Mas não tenham ilusões. Foi Marcelo quem ganhou esta competição. Podia ter sido discreto e deixar a ocasião passar de fininho. Só que não. Tomou conta da agenda. Ocupou-a. Quis ser o foco das atenções e fê-lo com a subtileza que costumamos atribuir aos elefantes em lojas de louça. Informou-nos de que cortou relações com o seu filho por causa do caso das gémeas. Suponho que quis mostrar aos portugueses que fez uma justiça qualquer. Mas que portugueses ficam satisfeitos por saber que o Presidente da República se incompatibilizou com o seu filho? E, já agora, desde quando um pai – para se mostrar íntegro – coloca a falha moral no seu filho?
Esta parte foi só um aquecimento. Num jantar com jornalistas estrangeiros, fez o pleno. Caracterizou o primeiro-ministro como sendo de um país profundo, urbano-rural, com comportamentos rurais. Disse também que, por causa disso, era muito difícil de entender. Num país que ainda não integrou bem a sua ruralidade, Marcelo achou que o preconceito classista contra as pessoas que não foram educadas nos centros urbanos seria uma tirada bem metida.
Este golpe de génio foi apenas ultrapassado pelo momento em que se referiu a António Costa, um homem lento por ser oriental. A sensação que temos a ouvir Marcelo é igual à de estar ao telefone com alguém que julga ter desligado a chamada e desata a dizer coisas inconvenientes. Preferíamos não ter ouvido.
Ainda achei que Marcelo pensasse estar em off quando disse tais coisas aos jornalistas estrangeiros. Mas parece que não. Foi mesmo uma ausência de avaliação da situação e do alcance das suas palavras.

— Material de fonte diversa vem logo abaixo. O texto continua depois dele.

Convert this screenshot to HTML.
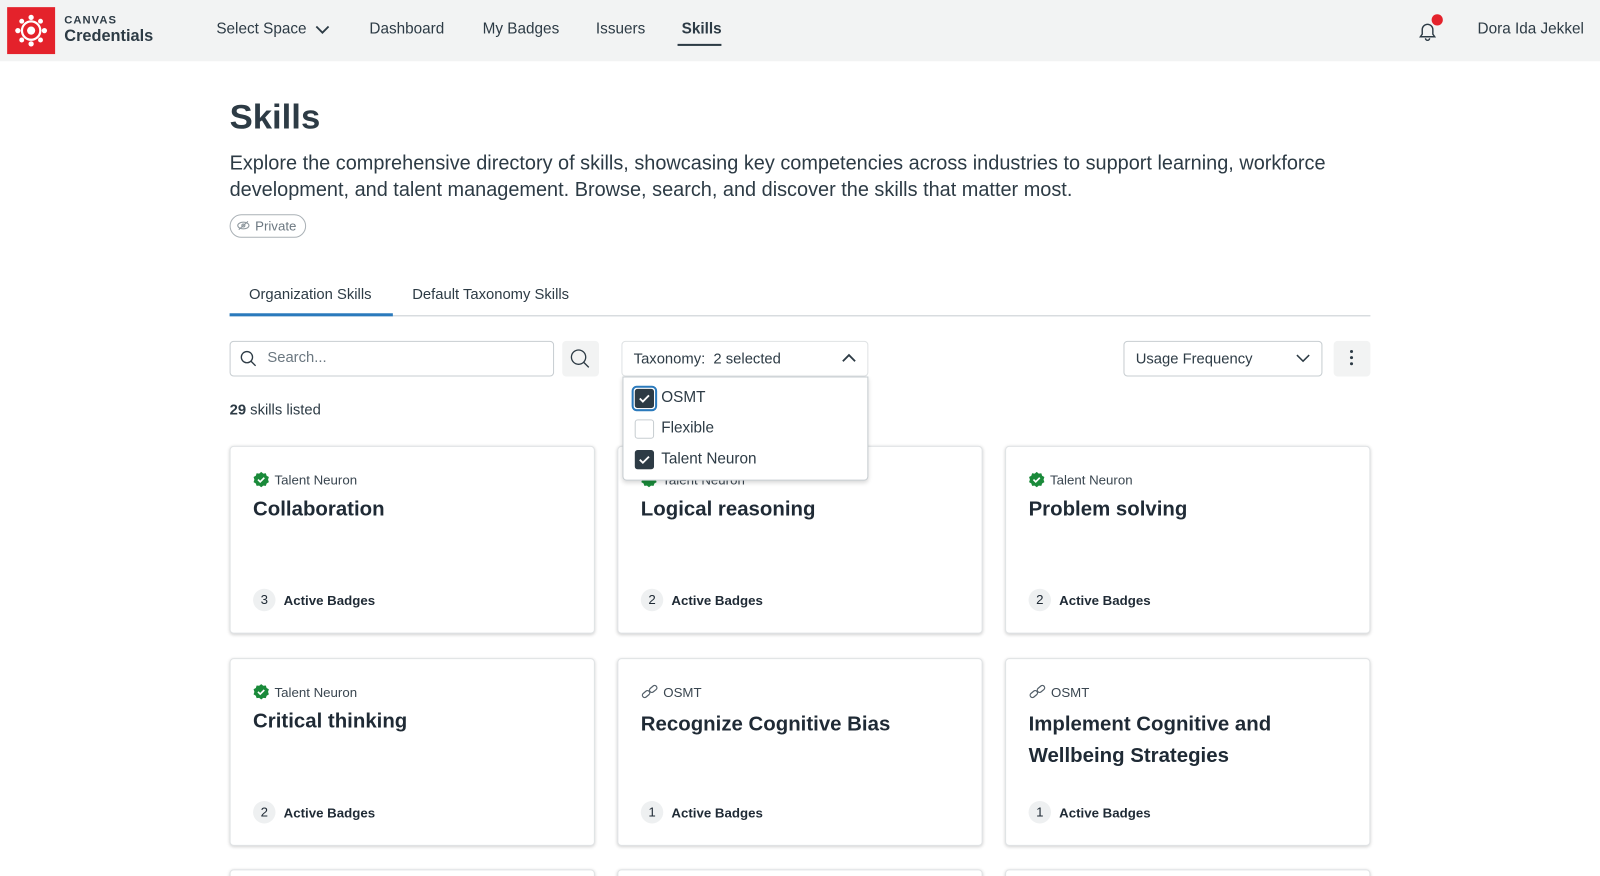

Entre o snobismo e o julgamento racial, Marcelo Rebelo de Sousa, o nosso Presidente, fez secar os cravos.
Também houve a parte em que foi Nuno Melo, na sua qualidade de ministro da Defesa, o mestre da cerimónia militar das comemorações. Meu Deus, o Nuno Melo, que só não risca o 25 de Abril do calendário porque não pode. O Nuno Melo, esse grande ativista do 25 de Novembro. Às vezes, a vida oferece-nos justiça poética, mas, outras vezes, faz isto.

Mas houve coisas boas. A Avenida da Liberdade nunca esteve tão cheia, e se já tinha estado no ano passado. A esquerda tem um sítio onde cresce quando encolhe no Parlamento. É a rua. É essa pertença à rua que não se inventa. O 25 de Abril não tem donos, mas tem inquilinos daqueles à antiga. Os que tinham direitos e uma posse plena. Assistir a este 25 de Abril confirmou isso mesmo. Foi e sempre será uma revolução de esquerda."